- **Exercise**
Please work out how many lines in the material contain "components" and give only that figure.
***** Dataset excerpt *****
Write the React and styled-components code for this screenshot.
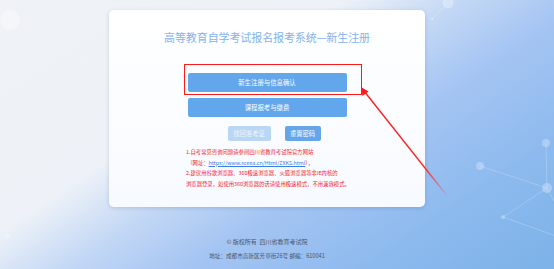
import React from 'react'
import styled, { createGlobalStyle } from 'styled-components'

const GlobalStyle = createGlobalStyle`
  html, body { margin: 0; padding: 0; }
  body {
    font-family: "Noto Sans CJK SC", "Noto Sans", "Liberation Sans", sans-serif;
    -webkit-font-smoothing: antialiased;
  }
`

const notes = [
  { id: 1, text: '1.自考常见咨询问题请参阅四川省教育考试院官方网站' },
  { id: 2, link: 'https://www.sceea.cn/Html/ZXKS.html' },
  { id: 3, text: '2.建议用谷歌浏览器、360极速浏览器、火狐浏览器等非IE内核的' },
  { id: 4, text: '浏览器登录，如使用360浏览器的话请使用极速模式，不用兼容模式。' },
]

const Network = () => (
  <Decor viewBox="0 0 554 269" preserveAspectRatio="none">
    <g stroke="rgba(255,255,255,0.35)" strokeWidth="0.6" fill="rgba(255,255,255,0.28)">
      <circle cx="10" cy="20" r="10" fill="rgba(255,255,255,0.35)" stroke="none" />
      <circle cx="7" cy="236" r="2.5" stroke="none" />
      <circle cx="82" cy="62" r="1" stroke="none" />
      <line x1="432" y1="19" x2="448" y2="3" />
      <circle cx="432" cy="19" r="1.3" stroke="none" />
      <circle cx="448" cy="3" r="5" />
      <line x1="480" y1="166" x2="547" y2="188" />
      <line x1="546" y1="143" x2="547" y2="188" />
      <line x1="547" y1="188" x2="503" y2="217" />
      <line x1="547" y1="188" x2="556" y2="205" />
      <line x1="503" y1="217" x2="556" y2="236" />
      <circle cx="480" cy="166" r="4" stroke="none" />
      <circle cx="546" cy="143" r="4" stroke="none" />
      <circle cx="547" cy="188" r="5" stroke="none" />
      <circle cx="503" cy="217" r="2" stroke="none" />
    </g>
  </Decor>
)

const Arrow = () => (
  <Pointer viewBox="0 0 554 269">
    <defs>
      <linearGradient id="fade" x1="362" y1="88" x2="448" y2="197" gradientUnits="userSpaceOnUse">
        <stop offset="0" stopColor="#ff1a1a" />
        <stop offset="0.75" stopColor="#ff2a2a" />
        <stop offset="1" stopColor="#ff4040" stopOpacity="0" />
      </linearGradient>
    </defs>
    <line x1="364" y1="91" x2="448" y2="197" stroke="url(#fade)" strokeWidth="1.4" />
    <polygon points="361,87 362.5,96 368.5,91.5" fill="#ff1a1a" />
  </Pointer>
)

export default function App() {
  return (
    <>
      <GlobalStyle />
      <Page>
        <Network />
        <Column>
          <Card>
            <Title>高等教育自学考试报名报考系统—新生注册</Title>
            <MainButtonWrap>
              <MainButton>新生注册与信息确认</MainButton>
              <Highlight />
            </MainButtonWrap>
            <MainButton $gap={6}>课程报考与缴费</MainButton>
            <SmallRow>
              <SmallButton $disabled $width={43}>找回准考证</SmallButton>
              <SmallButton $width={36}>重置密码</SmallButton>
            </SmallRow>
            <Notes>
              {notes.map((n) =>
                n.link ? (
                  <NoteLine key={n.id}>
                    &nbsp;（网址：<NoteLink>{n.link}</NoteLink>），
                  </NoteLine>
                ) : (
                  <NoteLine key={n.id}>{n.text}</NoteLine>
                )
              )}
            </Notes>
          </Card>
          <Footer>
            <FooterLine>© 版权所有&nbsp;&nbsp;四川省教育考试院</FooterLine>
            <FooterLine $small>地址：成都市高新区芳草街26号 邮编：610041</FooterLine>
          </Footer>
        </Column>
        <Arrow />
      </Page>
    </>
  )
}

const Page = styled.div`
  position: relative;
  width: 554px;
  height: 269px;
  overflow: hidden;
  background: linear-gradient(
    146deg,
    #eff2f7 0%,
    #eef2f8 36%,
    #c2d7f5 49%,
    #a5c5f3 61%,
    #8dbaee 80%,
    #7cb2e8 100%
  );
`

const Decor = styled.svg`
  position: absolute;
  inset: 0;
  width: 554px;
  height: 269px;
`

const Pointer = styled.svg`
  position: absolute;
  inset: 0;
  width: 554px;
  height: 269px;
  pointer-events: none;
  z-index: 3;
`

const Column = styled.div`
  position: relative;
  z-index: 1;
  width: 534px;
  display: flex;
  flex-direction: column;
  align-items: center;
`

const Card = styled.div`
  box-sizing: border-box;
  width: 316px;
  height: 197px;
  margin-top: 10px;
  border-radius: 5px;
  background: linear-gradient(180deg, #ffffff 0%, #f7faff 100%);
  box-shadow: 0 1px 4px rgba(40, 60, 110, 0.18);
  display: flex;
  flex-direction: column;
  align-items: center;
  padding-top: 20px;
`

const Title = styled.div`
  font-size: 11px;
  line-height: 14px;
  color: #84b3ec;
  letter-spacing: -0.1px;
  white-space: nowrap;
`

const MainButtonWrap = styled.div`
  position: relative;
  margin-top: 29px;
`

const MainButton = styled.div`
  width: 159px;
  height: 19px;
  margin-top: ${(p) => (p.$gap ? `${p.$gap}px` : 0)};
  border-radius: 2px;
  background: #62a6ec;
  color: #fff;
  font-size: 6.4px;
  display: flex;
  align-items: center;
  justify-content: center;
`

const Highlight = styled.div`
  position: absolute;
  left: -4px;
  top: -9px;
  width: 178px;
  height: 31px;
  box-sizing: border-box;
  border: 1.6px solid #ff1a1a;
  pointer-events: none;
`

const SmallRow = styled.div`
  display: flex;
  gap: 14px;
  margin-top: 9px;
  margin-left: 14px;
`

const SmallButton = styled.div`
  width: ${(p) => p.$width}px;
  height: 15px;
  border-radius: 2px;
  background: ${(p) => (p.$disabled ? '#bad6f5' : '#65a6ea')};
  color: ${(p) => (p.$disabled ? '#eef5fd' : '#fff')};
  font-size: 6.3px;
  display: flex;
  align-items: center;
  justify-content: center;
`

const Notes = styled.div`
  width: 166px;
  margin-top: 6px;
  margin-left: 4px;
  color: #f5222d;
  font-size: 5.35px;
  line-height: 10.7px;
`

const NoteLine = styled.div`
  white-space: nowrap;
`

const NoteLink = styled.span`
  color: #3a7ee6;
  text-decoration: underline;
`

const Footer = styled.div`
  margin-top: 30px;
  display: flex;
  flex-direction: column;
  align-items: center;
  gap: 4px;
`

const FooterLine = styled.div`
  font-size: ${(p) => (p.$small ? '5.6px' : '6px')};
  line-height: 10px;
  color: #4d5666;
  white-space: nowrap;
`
*****
- **The solution**
2